*Exercise directions:*
Extract each line where the string "code" shows up.

*Given data:*
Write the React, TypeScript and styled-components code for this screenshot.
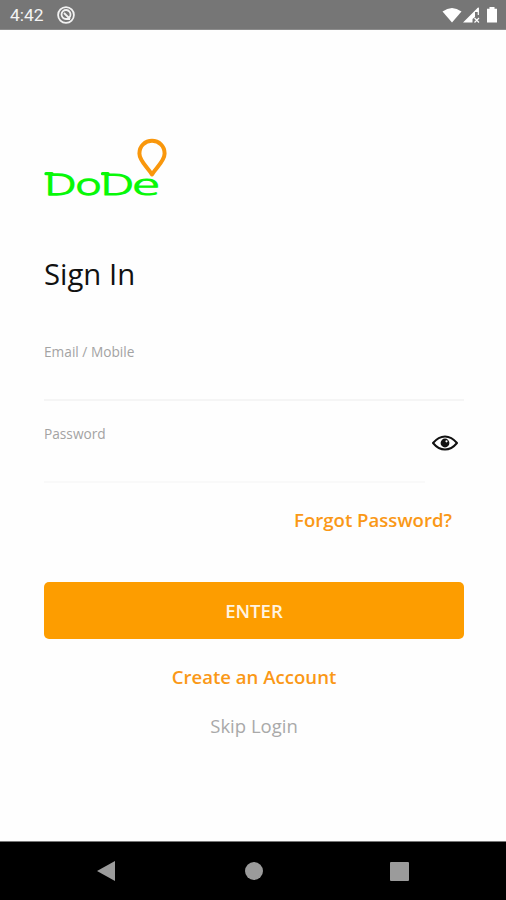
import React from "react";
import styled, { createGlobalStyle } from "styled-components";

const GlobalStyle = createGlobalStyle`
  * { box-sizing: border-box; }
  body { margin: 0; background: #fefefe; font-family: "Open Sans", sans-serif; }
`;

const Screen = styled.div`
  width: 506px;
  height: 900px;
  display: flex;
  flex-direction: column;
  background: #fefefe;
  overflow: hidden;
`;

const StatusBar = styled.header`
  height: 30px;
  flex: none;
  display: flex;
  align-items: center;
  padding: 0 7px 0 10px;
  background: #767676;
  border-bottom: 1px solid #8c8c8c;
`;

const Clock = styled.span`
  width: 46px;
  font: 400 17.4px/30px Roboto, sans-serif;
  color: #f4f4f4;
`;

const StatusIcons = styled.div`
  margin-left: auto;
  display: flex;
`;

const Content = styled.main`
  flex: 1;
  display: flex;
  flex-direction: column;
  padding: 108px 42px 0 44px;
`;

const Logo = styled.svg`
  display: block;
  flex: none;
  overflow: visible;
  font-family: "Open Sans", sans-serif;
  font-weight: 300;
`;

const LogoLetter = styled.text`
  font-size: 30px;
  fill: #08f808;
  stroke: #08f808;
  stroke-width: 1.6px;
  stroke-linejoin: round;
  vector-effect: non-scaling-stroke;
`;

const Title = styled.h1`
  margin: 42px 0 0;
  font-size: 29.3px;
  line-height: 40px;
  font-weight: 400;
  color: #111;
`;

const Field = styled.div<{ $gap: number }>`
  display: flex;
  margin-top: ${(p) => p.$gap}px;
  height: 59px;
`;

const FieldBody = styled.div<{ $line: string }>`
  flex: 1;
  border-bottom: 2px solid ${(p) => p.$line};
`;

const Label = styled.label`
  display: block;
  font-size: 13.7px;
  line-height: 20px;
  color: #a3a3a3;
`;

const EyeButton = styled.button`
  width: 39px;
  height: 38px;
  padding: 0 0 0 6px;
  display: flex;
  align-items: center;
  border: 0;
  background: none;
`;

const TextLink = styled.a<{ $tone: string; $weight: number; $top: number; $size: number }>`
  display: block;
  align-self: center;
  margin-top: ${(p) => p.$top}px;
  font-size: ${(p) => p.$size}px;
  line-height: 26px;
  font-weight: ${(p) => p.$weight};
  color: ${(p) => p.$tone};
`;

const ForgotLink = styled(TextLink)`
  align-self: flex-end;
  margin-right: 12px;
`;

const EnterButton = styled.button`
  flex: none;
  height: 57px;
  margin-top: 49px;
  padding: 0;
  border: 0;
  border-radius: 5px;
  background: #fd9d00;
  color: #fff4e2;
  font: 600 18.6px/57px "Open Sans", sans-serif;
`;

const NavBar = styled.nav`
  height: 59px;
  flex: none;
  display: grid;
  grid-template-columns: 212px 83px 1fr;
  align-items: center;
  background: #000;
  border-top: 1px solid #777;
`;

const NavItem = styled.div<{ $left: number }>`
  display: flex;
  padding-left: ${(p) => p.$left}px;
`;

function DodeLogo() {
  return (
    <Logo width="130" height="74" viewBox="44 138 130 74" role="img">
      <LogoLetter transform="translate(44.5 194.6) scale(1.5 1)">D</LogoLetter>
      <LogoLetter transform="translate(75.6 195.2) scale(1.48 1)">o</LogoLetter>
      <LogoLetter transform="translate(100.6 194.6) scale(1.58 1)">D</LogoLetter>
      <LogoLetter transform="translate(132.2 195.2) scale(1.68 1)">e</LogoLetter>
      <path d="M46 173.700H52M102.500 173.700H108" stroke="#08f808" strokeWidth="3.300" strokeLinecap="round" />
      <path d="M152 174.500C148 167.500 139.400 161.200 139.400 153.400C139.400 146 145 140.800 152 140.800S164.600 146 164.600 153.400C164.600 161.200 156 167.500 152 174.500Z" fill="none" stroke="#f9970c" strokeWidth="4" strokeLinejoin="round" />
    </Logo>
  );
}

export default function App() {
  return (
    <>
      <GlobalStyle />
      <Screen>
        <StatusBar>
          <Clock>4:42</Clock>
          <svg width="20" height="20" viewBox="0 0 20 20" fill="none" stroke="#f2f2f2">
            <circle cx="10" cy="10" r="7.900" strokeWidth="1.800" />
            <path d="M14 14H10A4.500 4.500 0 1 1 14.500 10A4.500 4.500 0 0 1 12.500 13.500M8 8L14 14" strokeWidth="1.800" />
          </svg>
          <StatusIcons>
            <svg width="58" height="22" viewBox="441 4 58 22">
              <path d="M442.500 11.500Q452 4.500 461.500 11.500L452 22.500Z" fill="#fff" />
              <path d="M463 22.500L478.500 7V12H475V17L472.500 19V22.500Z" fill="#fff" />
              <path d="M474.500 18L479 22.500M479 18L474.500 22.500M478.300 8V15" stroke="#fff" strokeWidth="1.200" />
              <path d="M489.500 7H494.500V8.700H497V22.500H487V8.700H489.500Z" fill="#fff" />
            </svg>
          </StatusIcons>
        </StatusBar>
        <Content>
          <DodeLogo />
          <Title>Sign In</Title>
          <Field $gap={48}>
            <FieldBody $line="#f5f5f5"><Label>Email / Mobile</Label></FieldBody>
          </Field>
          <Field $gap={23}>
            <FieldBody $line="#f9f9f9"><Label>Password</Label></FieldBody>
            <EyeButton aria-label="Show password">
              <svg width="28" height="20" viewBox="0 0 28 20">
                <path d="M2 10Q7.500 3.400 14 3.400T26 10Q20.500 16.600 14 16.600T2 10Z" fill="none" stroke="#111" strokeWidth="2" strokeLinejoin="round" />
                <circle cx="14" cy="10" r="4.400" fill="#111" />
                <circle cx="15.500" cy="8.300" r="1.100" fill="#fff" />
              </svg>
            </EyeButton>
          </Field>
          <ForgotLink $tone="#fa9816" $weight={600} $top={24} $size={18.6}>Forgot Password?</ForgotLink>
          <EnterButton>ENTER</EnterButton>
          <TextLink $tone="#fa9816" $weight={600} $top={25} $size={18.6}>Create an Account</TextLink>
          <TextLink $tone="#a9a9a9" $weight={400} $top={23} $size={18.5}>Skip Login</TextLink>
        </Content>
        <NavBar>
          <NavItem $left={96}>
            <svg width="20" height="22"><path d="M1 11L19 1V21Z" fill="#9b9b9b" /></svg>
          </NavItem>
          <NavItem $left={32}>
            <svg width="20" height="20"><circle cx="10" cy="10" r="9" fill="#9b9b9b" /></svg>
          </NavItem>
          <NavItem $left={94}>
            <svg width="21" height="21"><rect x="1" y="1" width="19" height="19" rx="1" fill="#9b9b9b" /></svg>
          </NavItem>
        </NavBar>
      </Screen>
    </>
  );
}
==
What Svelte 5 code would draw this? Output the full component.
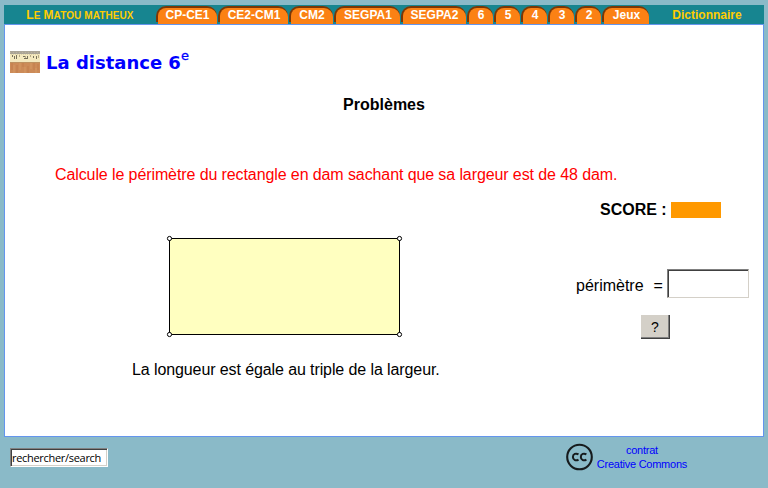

*Solution to the problem:*
Write the React, TypeScript and styled-components code for this screenshot.
What Svelte 5 code would draw this? Output the full component.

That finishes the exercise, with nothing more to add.